Extracted data entries:

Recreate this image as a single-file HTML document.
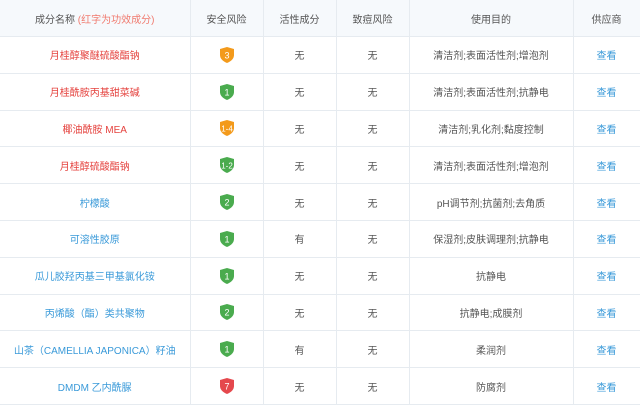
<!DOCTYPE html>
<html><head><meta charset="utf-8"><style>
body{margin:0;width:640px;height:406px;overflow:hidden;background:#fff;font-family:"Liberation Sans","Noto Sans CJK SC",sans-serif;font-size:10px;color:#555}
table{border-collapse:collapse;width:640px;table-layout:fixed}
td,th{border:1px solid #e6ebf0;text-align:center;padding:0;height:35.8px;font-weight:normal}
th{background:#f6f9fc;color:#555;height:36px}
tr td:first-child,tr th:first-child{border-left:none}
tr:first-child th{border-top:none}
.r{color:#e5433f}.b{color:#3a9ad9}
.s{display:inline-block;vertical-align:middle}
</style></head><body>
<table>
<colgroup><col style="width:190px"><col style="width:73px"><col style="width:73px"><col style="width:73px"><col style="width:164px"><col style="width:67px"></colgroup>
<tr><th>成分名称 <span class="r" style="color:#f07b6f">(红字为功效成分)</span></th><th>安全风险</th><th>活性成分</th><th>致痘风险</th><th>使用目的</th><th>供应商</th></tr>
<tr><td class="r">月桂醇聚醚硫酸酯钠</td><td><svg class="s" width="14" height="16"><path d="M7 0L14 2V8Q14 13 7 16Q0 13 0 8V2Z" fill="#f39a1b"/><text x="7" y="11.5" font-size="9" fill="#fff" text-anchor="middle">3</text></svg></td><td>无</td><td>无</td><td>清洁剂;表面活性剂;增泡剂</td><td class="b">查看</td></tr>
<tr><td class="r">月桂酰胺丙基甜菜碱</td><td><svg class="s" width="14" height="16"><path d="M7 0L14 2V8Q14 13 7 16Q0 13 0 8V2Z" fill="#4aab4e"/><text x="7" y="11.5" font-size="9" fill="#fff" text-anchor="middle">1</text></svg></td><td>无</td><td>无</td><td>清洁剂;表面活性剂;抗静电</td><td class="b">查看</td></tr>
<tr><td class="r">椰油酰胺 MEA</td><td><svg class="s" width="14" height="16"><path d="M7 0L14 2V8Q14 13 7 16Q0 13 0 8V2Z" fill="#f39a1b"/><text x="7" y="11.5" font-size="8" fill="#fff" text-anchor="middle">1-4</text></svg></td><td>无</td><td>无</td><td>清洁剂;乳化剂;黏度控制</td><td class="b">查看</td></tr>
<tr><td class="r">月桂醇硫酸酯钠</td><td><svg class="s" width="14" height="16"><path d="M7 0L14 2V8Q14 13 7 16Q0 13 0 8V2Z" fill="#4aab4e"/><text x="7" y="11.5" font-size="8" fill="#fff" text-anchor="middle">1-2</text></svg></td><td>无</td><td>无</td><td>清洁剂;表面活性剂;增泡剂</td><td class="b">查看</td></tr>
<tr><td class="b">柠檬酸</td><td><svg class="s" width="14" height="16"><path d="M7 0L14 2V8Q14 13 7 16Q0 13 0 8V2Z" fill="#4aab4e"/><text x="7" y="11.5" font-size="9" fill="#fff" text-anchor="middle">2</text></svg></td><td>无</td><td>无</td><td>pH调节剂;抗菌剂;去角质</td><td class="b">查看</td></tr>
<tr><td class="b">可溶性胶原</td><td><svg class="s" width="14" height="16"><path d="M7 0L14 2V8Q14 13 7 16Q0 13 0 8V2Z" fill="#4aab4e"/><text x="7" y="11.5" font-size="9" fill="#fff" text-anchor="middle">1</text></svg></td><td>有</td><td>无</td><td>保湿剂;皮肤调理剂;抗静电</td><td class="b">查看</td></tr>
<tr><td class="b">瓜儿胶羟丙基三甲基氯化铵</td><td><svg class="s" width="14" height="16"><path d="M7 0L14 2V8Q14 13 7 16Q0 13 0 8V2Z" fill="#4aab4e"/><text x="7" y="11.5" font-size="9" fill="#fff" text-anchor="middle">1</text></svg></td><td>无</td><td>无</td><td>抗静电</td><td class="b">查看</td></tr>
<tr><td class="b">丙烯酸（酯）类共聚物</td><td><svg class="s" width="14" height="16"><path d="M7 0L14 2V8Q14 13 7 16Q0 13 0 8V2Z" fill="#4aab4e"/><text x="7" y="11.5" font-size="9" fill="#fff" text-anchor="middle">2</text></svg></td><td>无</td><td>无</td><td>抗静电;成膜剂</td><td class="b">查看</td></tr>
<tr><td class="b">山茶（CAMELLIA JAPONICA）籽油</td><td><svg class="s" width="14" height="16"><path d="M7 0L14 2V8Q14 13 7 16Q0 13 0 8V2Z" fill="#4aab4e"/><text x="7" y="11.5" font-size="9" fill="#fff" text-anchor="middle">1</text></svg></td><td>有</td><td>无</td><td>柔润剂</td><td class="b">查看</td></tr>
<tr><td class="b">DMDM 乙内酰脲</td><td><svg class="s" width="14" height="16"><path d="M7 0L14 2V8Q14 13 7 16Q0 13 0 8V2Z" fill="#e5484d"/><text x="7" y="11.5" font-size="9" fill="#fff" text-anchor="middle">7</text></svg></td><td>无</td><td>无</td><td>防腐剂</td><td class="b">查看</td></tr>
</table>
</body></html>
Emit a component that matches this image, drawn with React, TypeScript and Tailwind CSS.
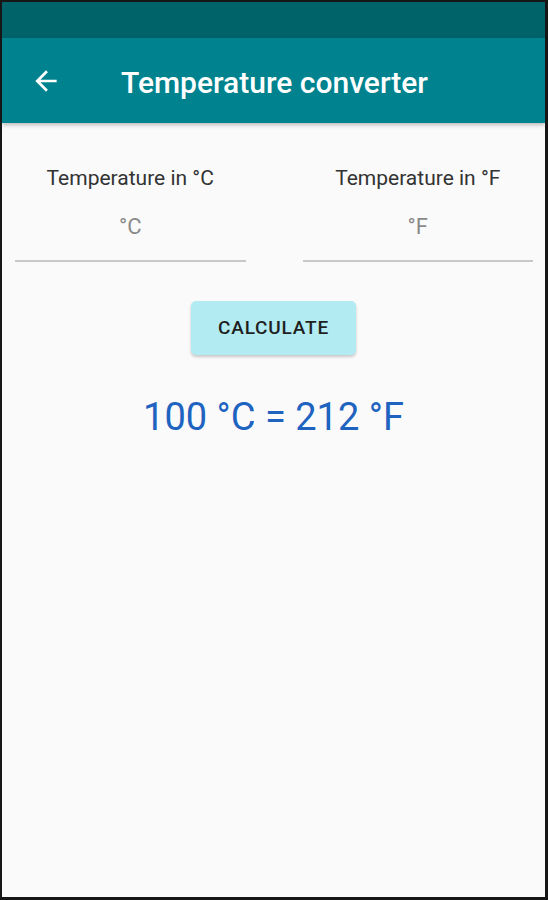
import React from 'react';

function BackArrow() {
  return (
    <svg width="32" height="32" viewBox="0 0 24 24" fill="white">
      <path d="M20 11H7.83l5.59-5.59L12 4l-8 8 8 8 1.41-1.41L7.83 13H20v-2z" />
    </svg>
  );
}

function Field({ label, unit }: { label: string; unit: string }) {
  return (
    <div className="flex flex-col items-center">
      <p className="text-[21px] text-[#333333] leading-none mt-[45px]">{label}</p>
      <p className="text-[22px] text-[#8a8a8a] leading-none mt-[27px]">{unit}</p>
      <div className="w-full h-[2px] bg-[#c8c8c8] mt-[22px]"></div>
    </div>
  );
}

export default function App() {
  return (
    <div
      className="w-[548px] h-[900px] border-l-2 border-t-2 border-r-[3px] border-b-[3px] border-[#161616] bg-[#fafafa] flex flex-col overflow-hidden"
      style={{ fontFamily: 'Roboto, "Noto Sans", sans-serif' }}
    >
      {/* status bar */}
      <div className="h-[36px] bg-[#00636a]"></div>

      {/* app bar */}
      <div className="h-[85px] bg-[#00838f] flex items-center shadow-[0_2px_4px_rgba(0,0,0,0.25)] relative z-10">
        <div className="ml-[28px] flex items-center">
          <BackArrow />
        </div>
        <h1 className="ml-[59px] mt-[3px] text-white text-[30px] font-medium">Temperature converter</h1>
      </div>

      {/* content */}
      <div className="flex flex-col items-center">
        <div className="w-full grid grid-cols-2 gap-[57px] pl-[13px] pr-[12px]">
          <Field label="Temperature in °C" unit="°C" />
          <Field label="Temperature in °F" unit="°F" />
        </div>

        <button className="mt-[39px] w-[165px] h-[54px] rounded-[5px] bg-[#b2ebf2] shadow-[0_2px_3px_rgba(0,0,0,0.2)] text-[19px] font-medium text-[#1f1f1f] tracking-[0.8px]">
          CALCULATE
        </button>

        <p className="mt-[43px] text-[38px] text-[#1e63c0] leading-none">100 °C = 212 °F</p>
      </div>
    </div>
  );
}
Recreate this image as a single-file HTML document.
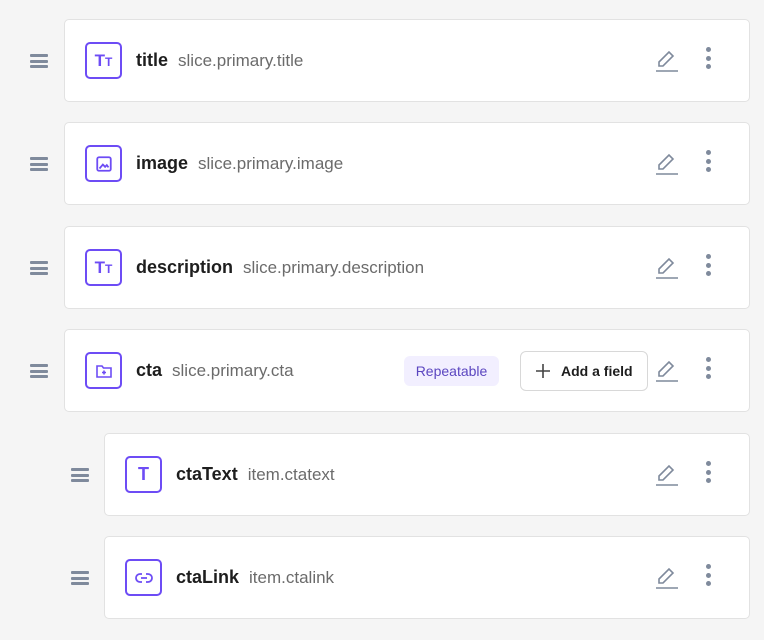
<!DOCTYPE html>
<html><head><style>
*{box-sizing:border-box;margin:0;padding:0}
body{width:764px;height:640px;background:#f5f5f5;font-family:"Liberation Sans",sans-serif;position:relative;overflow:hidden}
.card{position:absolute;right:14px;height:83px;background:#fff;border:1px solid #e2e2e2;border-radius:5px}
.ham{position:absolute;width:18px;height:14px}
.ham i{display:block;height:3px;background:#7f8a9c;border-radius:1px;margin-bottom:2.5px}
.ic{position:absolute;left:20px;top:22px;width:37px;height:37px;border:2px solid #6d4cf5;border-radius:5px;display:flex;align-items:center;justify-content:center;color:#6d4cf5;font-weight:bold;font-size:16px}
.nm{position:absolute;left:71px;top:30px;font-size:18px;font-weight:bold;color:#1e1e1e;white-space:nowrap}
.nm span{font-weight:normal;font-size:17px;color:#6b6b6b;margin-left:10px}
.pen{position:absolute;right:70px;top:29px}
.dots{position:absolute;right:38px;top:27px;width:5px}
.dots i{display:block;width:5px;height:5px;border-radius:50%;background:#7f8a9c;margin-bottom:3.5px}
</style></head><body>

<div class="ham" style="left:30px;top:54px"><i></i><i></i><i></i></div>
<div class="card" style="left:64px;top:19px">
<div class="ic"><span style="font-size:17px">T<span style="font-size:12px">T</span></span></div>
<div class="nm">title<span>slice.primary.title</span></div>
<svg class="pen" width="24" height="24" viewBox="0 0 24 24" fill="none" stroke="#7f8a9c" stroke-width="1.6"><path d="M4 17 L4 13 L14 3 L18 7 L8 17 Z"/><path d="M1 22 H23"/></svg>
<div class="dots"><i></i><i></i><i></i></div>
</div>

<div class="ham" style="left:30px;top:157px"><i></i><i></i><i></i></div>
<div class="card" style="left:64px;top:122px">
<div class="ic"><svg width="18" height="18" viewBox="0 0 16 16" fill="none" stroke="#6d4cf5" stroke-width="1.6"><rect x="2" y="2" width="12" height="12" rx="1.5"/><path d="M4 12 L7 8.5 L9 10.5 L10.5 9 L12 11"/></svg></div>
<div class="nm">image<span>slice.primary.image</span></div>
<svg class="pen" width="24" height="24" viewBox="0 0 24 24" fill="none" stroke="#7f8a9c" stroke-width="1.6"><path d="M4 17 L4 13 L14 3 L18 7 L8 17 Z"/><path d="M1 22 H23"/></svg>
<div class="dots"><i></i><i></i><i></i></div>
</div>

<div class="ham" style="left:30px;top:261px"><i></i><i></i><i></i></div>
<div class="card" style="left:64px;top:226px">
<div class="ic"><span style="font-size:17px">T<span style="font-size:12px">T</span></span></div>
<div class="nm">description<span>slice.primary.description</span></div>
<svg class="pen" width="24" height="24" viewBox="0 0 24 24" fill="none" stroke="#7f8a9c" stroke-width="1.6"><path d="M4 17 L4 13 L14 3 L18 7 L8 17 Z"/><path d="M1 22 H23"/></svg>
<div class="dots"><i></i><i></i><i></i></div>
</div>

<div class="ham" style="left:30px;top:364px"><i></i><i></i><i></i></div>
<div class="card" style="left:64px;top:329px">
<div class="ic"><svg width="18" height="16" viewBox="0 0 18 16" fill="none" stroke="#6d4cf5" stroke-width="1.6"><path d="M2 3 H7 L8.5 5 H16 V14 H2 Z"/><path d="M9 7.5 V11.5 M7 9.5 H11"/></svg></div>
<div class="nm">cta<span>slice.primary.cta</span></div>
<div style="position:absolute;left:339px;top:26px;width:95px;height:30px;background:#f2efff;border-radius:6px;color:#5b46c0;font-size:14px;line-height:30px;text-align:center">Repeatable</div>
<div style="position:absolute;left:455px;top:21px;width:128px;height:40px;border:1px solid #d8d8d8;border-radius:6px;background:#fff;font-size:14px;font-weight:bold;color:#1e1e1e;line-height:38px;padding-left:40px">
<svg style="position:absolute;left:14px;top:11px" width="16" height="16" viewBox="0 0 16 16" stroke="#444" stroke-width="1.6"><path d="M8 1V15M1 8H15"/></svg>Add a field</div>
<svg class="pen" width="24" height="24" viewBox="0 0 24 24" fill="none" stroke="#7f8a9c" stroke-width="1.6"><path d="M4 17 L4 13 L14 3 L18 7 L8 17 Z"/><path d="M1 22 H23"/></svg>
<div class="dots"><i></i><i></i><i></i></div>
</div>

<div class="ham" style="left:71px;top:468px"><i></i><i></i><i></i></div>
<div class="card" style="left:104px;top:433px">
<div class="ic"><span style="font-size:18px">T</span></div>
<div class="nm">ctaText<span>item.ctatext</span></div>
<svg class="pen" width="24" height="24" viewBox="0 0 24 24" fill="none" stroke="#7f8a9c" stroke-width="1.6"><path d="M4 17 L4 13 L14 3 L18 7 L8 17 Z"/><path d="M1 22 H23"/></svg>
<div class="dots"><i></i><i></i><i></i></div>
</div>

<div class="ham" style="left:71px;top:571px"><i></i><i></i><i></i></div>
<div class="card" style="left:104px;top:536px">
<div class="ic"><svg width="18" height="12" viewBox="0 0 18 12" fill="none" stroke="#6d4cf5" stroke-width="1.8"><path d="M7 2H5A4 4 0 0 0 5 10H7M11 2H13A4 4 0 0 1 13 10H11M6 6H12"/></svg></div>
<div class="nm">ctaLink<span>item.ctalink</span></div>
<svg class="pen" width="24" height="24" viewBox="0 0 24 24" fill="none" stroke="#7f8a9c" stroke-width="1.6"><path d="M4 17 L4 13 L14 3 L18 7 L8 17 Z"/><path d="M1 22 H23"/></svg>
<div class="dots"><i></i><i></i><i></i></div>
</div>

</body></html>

* **EXERCISE PROMPT**:
In the records above, collect each line with "React".

* **RESULT FOR THIS EXERCISE**:
Emit a component that matches this image, drawn with React, TypeScript and Tailwind CSS.
import React from 'react';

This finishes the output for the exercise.